The Sept. 9 Category III clearing deadline is upon us. Pension funds, ERISA funds, and endowments will soon be mandated to centrally clear their over-the-counter (OTC) swaps.
The majority of Category III participants have already been on-boarded as part of the Category II onboarding of asset managers. Of the 2,000 US pension funds that fall under the Category III mandate, we estimate that 80% of them, or 1,600 institutions, are institutionally managed and will enjoy substantial relief from many of the pains associated with central clearing readiness. They will be able to leverage their managers’ pre-existing relationships with Futures Commission Merchants (FCMs) and Derivatives Clearing Organizations (DCOs), for example.
[For more on the Category III clearing deadline and its impact on the competitive clearing landscape, see TABB Group’s latest report, “Pension Fund Clearing: The Final Countdown.” Please contact TABB Group for details.]
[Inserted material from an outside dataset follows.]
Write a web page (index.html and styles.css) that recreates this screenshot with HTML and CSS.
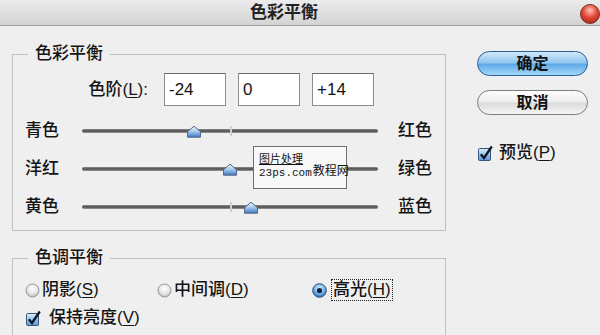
FILE: index.html
```html
<!DOCTYPE html>
<html lang="zh-CN">
    <head>
        <meta charset="UTF-8">
        <title>色彩平衡</title>
        <link rel="stylesheet" href="styles.css">
    </head>
    <body>
        <div class="dialog">
            <svg class="defs" aria-hidden="true">
                <defs>
                    <linearGradient id="thumb-fill" x1="0" y1="0" x2="0" y2="1">
                        <stop offset="0" stop-color="#f2f7fc"/>
                        <stop offset="0.45" stop-color="#aacdef"/>
                        <stop offset="1" stop-color="#3d78c0"/>
                    </linearGradient>
                    <linearGradient id="check-fill" x1="0" y1="0" x2="0" y2="1">
                        <stop offset="0" stop-color="#e2eef9"/>
                        <stop offset="0.5" stop-color="#9cc2e8"/>
                        <stop offset="1" stop-color="#5d93cf"/>
                    </linearGradient>
                    <radialGradient id="radio-off" cx="0.5" cy="0.35" r="0.65">
                        <stop offset="0" stop-color="#ffffff"/>
                        <stop offset="0.6" stop-color="#e6e6e6"/>
                        <stop offset="1" stop-color="#bababa"/>
                    </radialGradient>
                    <radialGradient id="radio-on" cx="0.5" cy="0.35" r="0.65">
                        <stop offset="0" stop-color="#e4f3ff"/>
                        <stop offset="0.55" stop-color="#79b6ec"/>
                        <stop offset="1" stop-color="#2c68b2"/>
                    </radialGradient>
                </defs>
            </svg>

            <div class="titlebar">
                <span class="title">色彩平衡</span>
                <span class="close"></span>
            </div>

            <div class="main">
                <div class="left">
                    <fieldset class="group balance">
                        <legend>色彩平衡</legend>
                        <div class="levels">
                            <label class="levels-label">色阶(<u>L</u>):</label>
                            <input class="field" value="-24">
                            <input class="field" value="0">
                            <input class="field" value="+14">
                        </div>
                        <div class="slider-row">
                            <span class="slider-label">青色</span>
                            <div class="track">
                                <span class="tick"></span>
                                <svg class="thumb" style="left: 38%" viewBox="0 0 16 14"><polygon points="1.5,12.5 1.5,7 8,1.5 14.5,7 14.5,12.5" fill="url(#thumb-fill)" stroke="#55688a"/></svg>
                            </div>
                            <span class="slider-label">红色</span>
                        </div>
                        <div class="slider-row">
                            <span class="slider-label">洋红</span>
                            <div class="track">
                                <span class="tick"></span>
                                <svg class="thumb" style="left: 50%" viewBox="0 0 16 14"><polygon points="1.5,12.5 1.5,7 8,1.5 14.5,7 14.5,12.5" fill="url(#thumb-fill)" stroke="#55688a"/></svg>
                            </div>
                            <span class="slider-label">绿色</span>
                        </div>
                        <div class="slider-row">
                            <span class="slider-label">黄色</span>
                            <div class="track">
                                <span class="tick"></span>
                                <svg class="thumb" style="left: 57%" viewBox="0 0 16 14"><polygon points="1.5,12.5 1.5,7 8,1.5 14.5,7 14.5,12.5" fill="url(#thumb-fill)" stroke="#55688a"/></svg>
                            </div>
                            <span class="slider-label">蓝色</span>
                        </div>
                    </fieldset>

                    <fieldset class="group tone">
                        <legend>色调平衡</legend>
                        <div class="radios">
                            <label class="radio">
                                <svg class="radio-icon" viewBox="0 0 15 15"><circle cx="7.5" cy="7.5" r="6.5" fill="url(#radio-off)" stroke="#9a9a9a"/></svg>
                                <span>阴影(<u>S</u>)</span>
                            </label>
                            <label class="radio">
                                <svg class="radio-icon" viewBox="0 0 15 15"><circle cx="7.5" cy="7.5" r="6.5" fill="url(#radio-off)" stroke="#9a9a9a"/></svg>
                                <span>中间调(<u>D</u>)</span>
                            </label>
                            <label class="radio">
                                <svg class="radio-icon" viewBox="0 0 15 15"><circle cx="7.5" cy="7.5" r="6.8" fill="url(#radio-on)" stroke="#2a4f80"/><circle cx="7.5" cy="7.5" r="2.6" fill="#10223a"/></svg>
                                <span class="focus">高光(<u>H</u>)</span>
                            </label>
                        </div>
                        <label class="check">
                            <svg class="check-icon" viewBox="0 0 17 17"><rect x="1.5" y="3.5" width="12" height="12" rx="1" fill="url(#check-fill)" stroke="#34557e"/><path d="M3.8 9.2 L7 13 L14.8 1.5" fill="none" stroke="#0c1828" stroke-width="2.3"/></svg>
                            <span>保持亮度(<u>V</u>)</span>
                        </label>
                    </fieldset>
                </div>

                <div class="side">
                    <button class="btn btn-ok">确定</button>
                    <button class="btn">取消</button>
                    <label class="check preview">
                        <svg class="check-icon" viewBox="0 0 17 17"><rect x="1.5" y="3.5" width="12" height="12" rx="1" fill="url(#check-fill)" stroke="#34557e"/><path d="M3.8 9.2 L7 13 L14.8 1.5" fill="none" stroke="#0c1828" stroke-width="2.3"/></svg>
                        <span>预览(<u>P</u>)</span>
                    </label>
                </div>
            </div>

            <div class="watermark">
                <div class="wm-left">
                    <span class="wm-cn">图片处理</span>
                    <span class="wm-url">23ps.com</span>
                </div>
                <span class="wm-right">教程网</span>
            </div>
        </div>
    </body>
</html>
```

FILE: styles.css
```css
* {
    box-sizing: border-box;
}
body {
    margin: 0;
    background-color: #efefef;
    color: #141414;
    font-family: "Liberation Sans", "Noto Sans CJK SC", sans-serif;
    font-size: 17px;
    font-weight: 500;
    line-height: 20px;
    overflow: hidden;
}
u {
    text-decoration-thickness: 1px;
    text-underline-offset: 2px;
}

.dialog {
    position: relative;
    width: 600px;
    height: 335px;
    overflow: hidden;
}
.defs {
    display: block;
    width: 0;
    height: 0;
}

/* title bar */
.titlebar {
    position: relative;
    height: 26px;
    display: flex;
    align-items: center;
    justify-content: center;
    padding-right: 32px;
    background: linear-gradient(#ececec, #d3d3d3);
    border-bottom: 1px solid #a3a3a3;
}
.title {
    font-weight: bold;
    font-size: 17px;
    color: #222;
}
.close {
    position: absolute;
    right: 0;
    top: 4px;
    width: 20px;
    height: 20px;
    border-radius: 50%;
    border: 1px solid #7c2a22;
    background: radial-gradient(circle at 50% 30%, #ffc2b4 0, #e4493c 45%, #9c1a12 100%);
}

.main {
    display: flex;
}
.left {
    width: 434px;
    margin-left: 12px;
}

/* group boxes */
.group {
    width: 434px;
    min-width: 0;
    margin: 18px 0 0;
    padding: 9px 0 4px 12px;
    border: 1px solid #c0c0c0;
}
.group legend {
    margin-left: 3px;
    padding: 0 7px;
    line-height: 20px;
}
.tone {
    margin-top: 17px;
    padding: 11px 0 20px 12px;
}

/* levels */
.levels {
    display: flex;
    align-items: center;
    height: 33px;
}
.levels-label {
    width: 123px;
    margin-right: 16px;
    text-align: right;
}
.field {
    width: 62px;
    height: 33px;
    margin-right: 12px;
    padding: 0 4px;
    border: 1px solid #8c8c8c;
    border-top-color: #6c6c6c;
    background: #fff;
    color: inherit;
    font: inherit;
}

/* sliders */
.slider-row {
    display: flex;
    align-items: center;
    height: 38px;
}
.levels + .slider-row {
    margin-top: 6px;
}
.slider-label {
    width: 35px;
    white-space: nowrap;
}
.track {
    position: relative;
    width: 296px;
    height: 4px;
    margin: 0 20px 0 22px;
    border-radius: 2px;
    background: linear-gradient(#8c8c8c, #4c4c4c 50%, #9c9c9c);
}
.tick {
    position: absolute;
    left: 50%;
    top: -3px;
    width: 2px;
    height: 10px;
    background: #cfcfcf;
}
.thumb {
    position: absolute;
    top: 50%;
    width: 16px;
    height: 14px;
    transform: translate(-50%, -45%);
}

/* tone balance */
.radios {
    display: flex;
    align-items: center;
    height: 22px;
}
.radio {
    display: flex;
    align-items: center;
    gap: 2px;
}
.radio:nth-child(1) {
    width: 132px;
}
.radio:nth-child(2) {
    width: 155px;
}
.radio-icon {
    width: 15px;
    height: 15px;
}
.radio:nth-child(3) .radio-icon {
    margin-right: 3px;
}
.focus {
    outline: 1px dotted #222;
    outline-offset: 0;
    padding: 0 1px;
}
.check {
    display: flex;
    align-items: center;
    gap: 7px;
    height: 22px;
    margin-top: 6px;
}
.check-icon {
    width: 17px;
    height: 17px;
}

/* buttons */
.side {
    display: flex;
    flex-direction: column;
    align-items: flex-start;
    margin-left: 31px;
    padding-top: 25px;
}
.btn {
    width: 111px;
    height: 25px;
    padding: 0;
    border-radius: 13px;
    border: 1px solid #7d7d7d;
    background: linear-gradient(#fdfdfd, #ededed 48%, #dadada 52%, #f6f6f6);
    color: #111;
    font: inherit;
    font-size: 16px;
    font-weight: bold;
    line-height: 1;
}
.btn + .btn {
    margin-top: 14px;
}
.btn-ok {
    border-color: #2c5e98;
    background: linear-gradient(#d2e8fb, #8fc4ef 48%, #5ca7e6 52%, #a3d8fb);
}
.preview {
    gap: 5px;
    height: 20px;
    margin-top: 28px;
}

/* watermark */
.watermark {
    position: absolute;
    left: 253px;
    top: 146px;
    width: 94px;
    height: 43px;
    display: flex;
    align-items: flex-end;
    padding: 0 2px 9px 5px;
    border: 1px solid #6e6e6e;
    background: #f8f8f8;
    font-weight: normal;
    white-space: nowrap;
}
.wm-left {
    display: flex;
    flex-direction: column;
}
.wm-cn {
    font-size: 11px;
    line-height: 16px;
    text-decoration: underline;
    text-decoration-thickness: 1px;
}
.wm-url {
    font-family: "Liberation Mono", monospace;
    font-size: 11px;
    line-height: 12px;
}
.wm-right {
    font-size: 12px;
    line-height: 15px;
    margin-left: 1px;
}
```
There are still some obstacles, however, to their successful onboarding. Depending on whether a pension fund is self-managed or institutionally managed, there are degrees of documentation to complete. Know Your Customer (KYC) forms still require attention. Pension funds cannot expect FCMs to pull their original articles or authorization forms for derivatives trading out of the filing cabinet. They will need to provide all the necessary forms to ensure FCMs can fill in the KYCs required as part of the Business Conduct Standard (BCS) rules that came into effect for Swap Dealers on May 1.